Francisca Franco da Rocha e Maria Laura Osser desempenharam importantes papéis na difusão da arquitetura moderna. A primeira no sentido de divulgar produções internacionais no Brasil e a segunda difundindo a produção brasileira mundo a fora.
Francisca Franco da Rocha foi a primeira egressa do curso de arquitetura da Escola de Belas Artes de São Paulo, em 1933 e, provavelmente, a primeira mulher editora de uma revista especializada em arquitetura quando em 1938 assume o cargo na revista A Casa. Além de desempenhar a função editorial, até 1940, Francisca publica textos próprios, incluindo projetos de sua autoria.

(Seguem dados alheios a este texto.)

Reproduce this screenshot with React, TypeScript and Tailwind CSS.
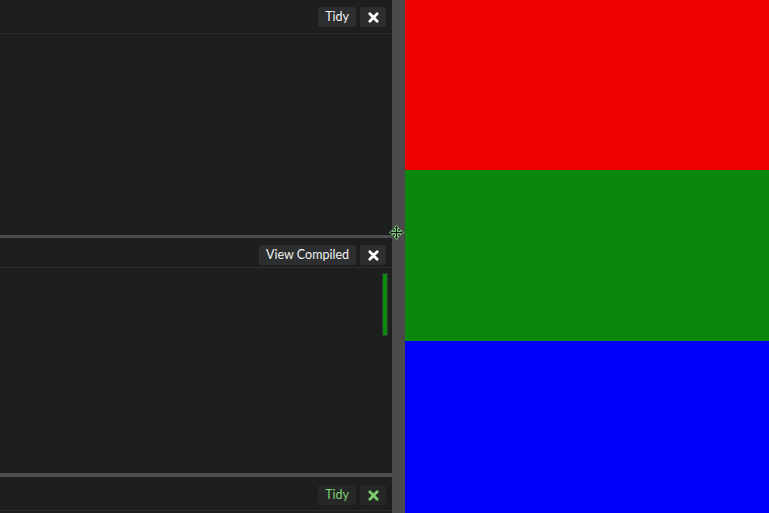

No ano de 1940, a arquiteta passa a publicar também na revista Acrópole, sendo a profissional com maior número de artigos publicados na revista ao longo da década de 1940. Para além do pioneirismo o que marca a produção de Francisca é a facilidade em que transita pelos vários temas contidos na disciplina da arquitetura publicando projetos autorais, relatos de congressos internacionais, uma série especial em que se dedica a arquitetura de escolas onde analisa criticamente projetos de vários arquitetos europeus, análises urbanísticas e entrevistas com profissionais estrangeiros, trazendo ao Brasil o que havia de mais atual nas discussões de arquitetura moderna fora do país.
Por sua vez, Maria Laura Osser, formada pela Escola Nacional de Belas Artes do Rio de Janeiro, em 1940, além de sua carreira como arquiteta de prancheta colaborando com arquitetos como Henrique Mindlin, Francisco Beker e Lucjan Korngol, deixa sua grande contribuição como difusora da arquitetura moderna brasileira no exterior. Em 1942 é indicada pelo IAB como correspondente brasileira na revista francesa L’Architecture d’aujourd’hui, sendo a primeira correspondente do país e a única mulher a fazer parte do corpo editorial da revista. Ao longo do período em que exerceu a função, de 1942 à 1964, o Brasil foi o segundo país mais publicado pela revista, ficando atrás apenas da França, país sede da publicação. Foram 47 artigos publicados sobre projetos de 35 arquitetos brasileiros e dois números especiais dedicados exclusivamente a produção do país. Os projetos refletem a diversidade de escala, programa e linguagem da produção da arquitetura moderna brasileira resultando em um importantíssimo instrumento de divulgação e discussão da produção moderna do país.
- Comente os dificuldades e/ou especificidades enfrentadas pela(s) arquiteta(s) pesquisada(s) no exercício profissional relacionadas ao fato de ser(em) mulher(es)?
Essa é uma questão difícil de responder. Ambas arquitetas exerceram na primeira metade do século XX, o que tornou bem difícil encontrar informações sobre suas vidas pessoais, e até agora não foram encontrados relatos ou entrevistas delas que demonstrem o que podem ter enfrentado em suas carreiras. Francisca Franco da Rocha tinha o privilégio da família abastada e conhecida algo que com certeza abriu porta.
Maria Laura Osser parece ter sido “apadrinhada” pelos arquitetos estrangeiros que atuavam intensamente no contexto da arquitetura moderna brasileira. Entretanto, é possível imaginar que ser mulher arquiteta e entrando de maneira pioneira em espaços majoritariamente masculinos não deve ter sido fácil. E imagino que o próprio fato de ser tão difícil saber sobre elas e encontrar informações sobre elas, demonstra e evidencia as dificuldades pelo qual passaram, pois mesmo com trabalhos tão importantes foram deixadas às margens dos registros históricos.
- Indique link(s) ou arquivo(s) para demais informações sobre a sua pesquisa, ou artigos publicados relacionados ao tema (podendo incluir referências bibliográficas de outras autorias).
Méndez, Patricia y Merli, Giovanna. Maria Laura Osser: una flâneuse para la arquitectura moderna del Brasil. Anales del IAA, 51(1) pp. 1-6.